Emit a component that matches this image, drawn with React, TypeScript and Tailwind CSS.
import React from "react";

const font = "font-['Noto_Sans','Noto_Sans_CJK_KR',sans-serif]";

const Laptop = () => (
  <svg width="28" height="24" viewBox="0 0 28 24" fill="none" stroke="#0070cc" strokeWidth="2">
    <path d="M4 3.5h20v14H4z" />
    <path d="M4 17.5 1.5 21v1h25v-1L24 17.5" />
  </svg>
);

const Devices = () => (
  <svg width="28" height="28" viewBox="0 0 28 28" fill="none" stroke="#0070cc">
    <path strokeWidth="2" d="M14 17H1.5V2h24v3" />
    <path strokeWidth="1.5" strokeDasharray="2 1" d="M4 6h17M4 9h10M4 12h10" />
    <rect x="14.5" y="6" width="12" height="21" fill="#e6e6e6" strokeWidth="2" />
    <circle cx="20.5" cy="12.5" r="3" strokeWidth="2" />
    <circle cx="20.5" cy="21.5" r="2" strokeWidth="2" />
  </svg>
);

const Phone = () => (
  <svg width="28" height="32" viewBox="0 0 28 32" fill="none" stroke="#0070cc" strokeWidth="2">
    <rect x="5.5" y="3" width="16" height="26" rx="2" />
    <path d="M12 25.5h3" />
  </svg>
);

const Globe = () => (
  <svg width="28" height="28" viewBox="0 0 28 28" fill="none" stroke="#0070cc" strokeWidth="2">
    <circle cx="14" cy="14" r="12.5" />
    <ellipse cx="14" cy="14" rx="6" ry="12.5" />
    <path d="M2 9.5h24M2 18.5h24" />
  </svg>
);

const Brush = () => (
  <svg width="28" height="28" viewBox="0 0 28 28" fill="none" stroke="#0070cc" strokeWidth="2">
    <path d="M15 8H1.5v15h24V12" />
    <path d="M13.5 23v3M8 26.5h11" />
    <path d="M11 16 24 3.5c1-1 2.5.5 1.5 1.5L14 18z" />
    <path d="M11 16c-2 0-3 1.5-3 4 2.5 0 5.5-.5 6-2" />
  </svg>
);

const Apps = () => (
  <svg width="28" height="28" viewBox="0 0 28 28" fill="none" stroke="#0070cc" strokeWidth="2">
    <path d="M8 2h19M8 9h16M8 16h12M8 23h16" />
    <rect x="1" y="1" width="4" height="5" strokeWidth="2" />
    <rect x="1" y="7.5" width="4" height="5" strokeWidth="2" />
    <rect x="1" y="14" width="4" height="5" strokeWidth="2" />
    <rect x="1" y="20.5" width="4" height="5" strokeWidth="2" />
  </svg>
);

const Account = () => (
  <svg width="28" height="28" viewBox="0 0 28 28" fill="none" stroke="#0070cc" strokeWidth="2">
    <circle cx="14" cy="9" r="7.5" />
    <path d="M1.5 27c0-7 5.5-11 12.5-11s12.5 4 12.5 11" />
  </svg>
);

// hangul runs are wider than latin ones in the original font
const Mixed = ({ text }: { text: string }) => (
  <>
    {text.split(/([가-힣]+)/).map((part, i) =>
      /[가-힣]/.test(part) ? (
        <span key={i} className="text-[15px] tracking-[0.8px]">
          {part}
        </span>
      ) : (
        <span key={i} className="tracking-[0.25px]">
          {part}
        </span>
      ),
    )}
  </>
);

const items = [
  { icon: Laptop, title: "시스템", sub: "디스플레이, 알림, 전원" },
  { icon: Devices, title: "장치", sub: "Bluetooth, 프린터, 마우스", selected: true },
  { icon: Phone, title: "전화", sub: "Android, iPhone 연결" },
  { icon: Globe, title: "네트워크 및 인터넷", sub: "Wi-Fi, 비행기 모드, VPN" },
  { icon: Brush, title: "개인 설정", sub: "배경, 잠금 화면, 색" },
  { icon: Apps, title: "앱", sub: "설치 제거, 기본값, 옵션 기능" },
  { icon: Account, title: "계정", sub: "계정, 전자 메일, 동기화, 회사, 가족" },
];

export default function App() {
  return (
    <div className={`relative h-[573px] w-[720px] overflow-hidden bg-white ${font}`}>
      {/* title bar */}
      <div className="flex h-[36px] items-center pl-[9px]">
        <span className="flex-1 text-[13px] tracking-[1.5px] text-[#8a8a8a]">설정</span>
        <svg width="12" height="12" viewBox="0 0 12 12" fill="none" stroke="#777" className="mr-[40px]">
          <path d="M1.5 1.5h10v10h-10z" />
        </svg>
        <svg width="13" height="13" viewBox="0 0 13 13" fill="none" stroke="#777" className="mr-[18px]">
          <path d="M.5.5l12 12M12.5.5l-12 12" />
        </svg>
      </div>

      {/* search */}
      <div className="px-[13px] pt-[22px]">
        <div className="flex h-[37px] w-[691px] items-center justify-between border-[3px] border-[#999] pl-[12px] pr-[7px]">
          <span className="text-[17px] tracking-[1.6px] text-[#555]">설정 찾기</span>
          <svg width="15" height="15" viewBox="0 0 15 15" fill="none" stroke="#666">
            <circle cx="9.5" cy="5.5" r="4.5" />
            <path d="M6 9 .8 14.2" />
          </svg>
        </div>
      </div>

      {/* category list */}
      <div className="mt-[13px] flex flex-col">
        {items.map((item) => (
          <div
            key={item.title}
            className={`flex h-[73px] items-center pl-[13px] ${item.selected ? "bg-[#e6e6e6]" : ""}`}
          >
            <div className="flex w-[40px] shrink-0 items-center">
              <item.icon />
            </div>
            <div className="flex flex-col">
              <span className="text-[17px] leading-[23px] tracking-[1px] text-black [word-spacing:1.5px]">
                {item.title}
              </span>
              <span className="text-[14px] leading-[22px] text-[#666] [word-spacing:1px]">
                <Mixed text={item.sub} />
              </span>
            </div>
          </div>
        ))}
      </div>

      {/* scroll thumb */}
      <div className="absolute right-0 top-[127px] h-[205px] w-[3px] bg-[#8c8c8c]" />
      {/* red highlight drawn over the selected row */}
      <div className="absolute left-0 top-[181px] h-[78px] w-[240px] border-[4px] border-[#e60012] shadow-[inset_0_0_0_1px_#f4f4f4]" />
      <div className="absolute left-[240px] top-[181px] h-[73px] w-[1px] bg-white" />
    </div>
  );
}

▶ DIRECTION:
Repeat the data above exactly.

▶ THE RESULT:
Emit a component that matches this image, drawn with React, TypeScript and Tailwind CSS.
import React from "react";

const font = "font-['Noto_Sans','Noto_Sans_CJK_KR',sans-serif]";

const Laptop = () => (
  <svg width="28" height="24" viewBox="0 0 28 24" fill="none" stroke="#0070cc" strokeWidth="2">
    <path d="M4 3.5h20v14H4z" />
    <path d="M4 17.5 1.5 21v1h25v-1L24 17.5" />
  </svg>
);

const Devices = () => (
  <svg width="28" height="28" viewBox="0 0 28 28" fill="none" stroke="#0070cc">
    <path strokeWidth="2" d="M14 17H1.5V2h24v3" />
    <path strokeWidth="1.5" strokeDasharray="2 1" d="M4 6h17M4 9h10M4 12h10" />
    <rect x="14.5" y="6" width="12" height="21" fill="#e6e6e6" strokeWidth="2" />
    <circle cx="20.5" cy="12.5" r="3" strokeWidth="2" />
    <circle cx="20.5" cy="21.5" r="2" strokeWidth="2" />
  </svg>
);

const Phone = () => (
  <svg width="28" height="32" viewBox="0 0 28 32" fill="none" stroke="#0070cc" strokeWidth="2">
    <rect x="5.5" y="3" width="16" height="26" rx="2" />
    <path d="M12 25.5h3" />
  </svg>
);

const Globe = () => (
  <svg width="28" height="28" viewBox="0 0 28 28" fill="none" stroke="#0070cc" strokeWidth="2">
    <circle cx="14" cy="14" r="12.5" />
    <ellipse cx="14" cy="14" rx="6" ry="12.5" />
    <path d="M2 9.5h24M2 18.5h24" />
  </svg>
);

const Brush = () => (
  <svg width="28" height="28" viewBox="0 0 28 28" fill="none" stroke="#0070cc" strokeWidth="2">
    <path d="M15 8H1.5v15h24V12" />
    <path d="M13.5 23v3M8 26.5h11" />
    <path d="M11 16 24 3.5c1-1 2.5.5 1.5 1.5L14 18z" />
    <path d="M11 16c-2 0-3 1.5-3 4 2.5 0 5.5-.5 6-2" />
  </svg>
);

const Apps = () => (
  <svg width="28" height="28" viewBox="0 0 28 28" fill="none" stroke="#0070cc" strokeWidth="2">
    <path d="M8 2h19M8 9h16M8 16h12M8 23h16" />
    <rect x="1" y="1" width="4" height="5" strokeWidth="2" />
    <rect x="1" y="7.5" width="4" height="5" strokeWidth="2" />
    <rect x="1" y="14" width="4" height="5" strokeWidth="2" />
    <rect x="1" y="20.5" width="4" height="5" strokeWidth="2" />
  </svg>
);

const Account = () => (
  <svg width="28" height="28" viewBox="0 0 28 28" fill="none" stroke="#0070cc" strokeWidth="2">
    <circle cx="14" cy="9" r="7.5" />
    <path d="M1.5 27c0-7 5.5-11 12.5-11s12.5 4 12.5 11" />
  </svg>
);

// hangul runs are wider than latin ones in the original font
const Mixed = ({ text }: { text: string }) => (
  <>
    {text.split(/([가-힣]+)/).map((part, i) =>
      /[가-힣]/.test(part) ? (
        <span key={i} className="text-[15px] tracking-[0.8px]">
          {part}
        </span>
      ) : (
        <span key={i} className="tracking-[0.25px]">
          {part}
        </span>
      ),
    )}
  </>
);

const items = [
  { icon: Laptop, title: "시스템", sub: "디스플레이, 알림, 전원" },
  { icon: Devices, title: "장치", sub: "Bluetooth, 프린터, 마우스", selected: true },
  { icon: Phone, title: "전화", sub: "Android, iPhone 연결" },
  { icon: Globe, title: "네트워크 및 인터넷", sub: "Wi-Fi, 비행기 모드, VPN" },
  { icon: Brush, title: "개인 설정", sub: "배경, 잠금 화면, 색" },
  { icon: Apps, title: "앱", sub: "설치 제거, 기본값, 옵션 기능" },
  { icon: Account, title: "계정", sub: "계정, 전자 메일, 동기화, 회사, 가족" },
];

export default function App() {
  return (
    <div className={`relative h-[573px] w-[720px] overflow-hidden bg-white ${font}`}>
      {/* title bar */}
      <div className="flex h-[36px] items-center pl-[9px]">
        <span className="flex-1 text-[13px] tracking-[1.5px] text-[#8a8a8a]">설정</span>
        <svg width="12" height="12" viewBox="0 0 12 12" fill="none" stroke="#777" className="mr-[40px]">
          <path d="M1.5 1.5h10v10h-10z" />
        </svg>
        <svg width="13" height="13" viewBox="0 0 13 13" fill="none" stroke="#777" className="mr-[18px]">
          <path d="M.5.5l12 12M12.5.5l-12 12" />
        </svg>
      </div>

      {/* search */}
      <div className="px-[13px] pt-[22px]">
        <div className="flex h-[37px] w-[691px] items-center justify-between border-[3px] border-[#999] pl-[12px] pr-[7px]">
          <span className="text-[17px] tracking-[1.6px] text-[#555]">설정 찾기</span>
          <svg width="15" height="15" viewBox="0 0 15 15" fill="none" stroke="#666">
            <circle cx="9.5" cy="5.5" r="4.5" />
            <path d="M6 9 .8 14.2" />
          </svg>
        </div>
      </div>

      {/* category list */}
      <div className="mt-[13px] flex flex-col">
        {items.map((item) => (
          <div
            key={item.title}
            className={`flex h-[73px] items-center pl-[13px] ${item.selected ? "bg-[#e6e6e6]" : ""}`}
          >
            <div className="flex w-[40px] shrink-0 items-center">
              <item.icon />
            </div>
            <div className="flex flex-col">
              <span className="text-[17px] leading-[23px] tracking-[1px] text-black [word-spacing:1.5px]">
                {item.title}
              </span>
              <span className="text-[14px] leading-[22px] text-[#666] [word-spacing:1px]">
                <Mixed text={item.sub} />
              </span>
            </div>
          </div>
        ))}
      </div>

      {/* scroll thumb */}
      <div className="absolute right-0 top-[127px] h-[205px] w-[3px] bg-[#8c8c8c]" />
      {/* red highlight drawn over the selected row */}
      <div className="absolute left-0 top-[181px] h-[78px] w-[240px] border-[4px] border-[#e60012] shadow-[inset_0_0_0_1px_#f4f4f4]" />
      <div className="absolute left-[240px] top-[181px] h-[73px] w-[1px] bg-white" />
    </div>
  );
}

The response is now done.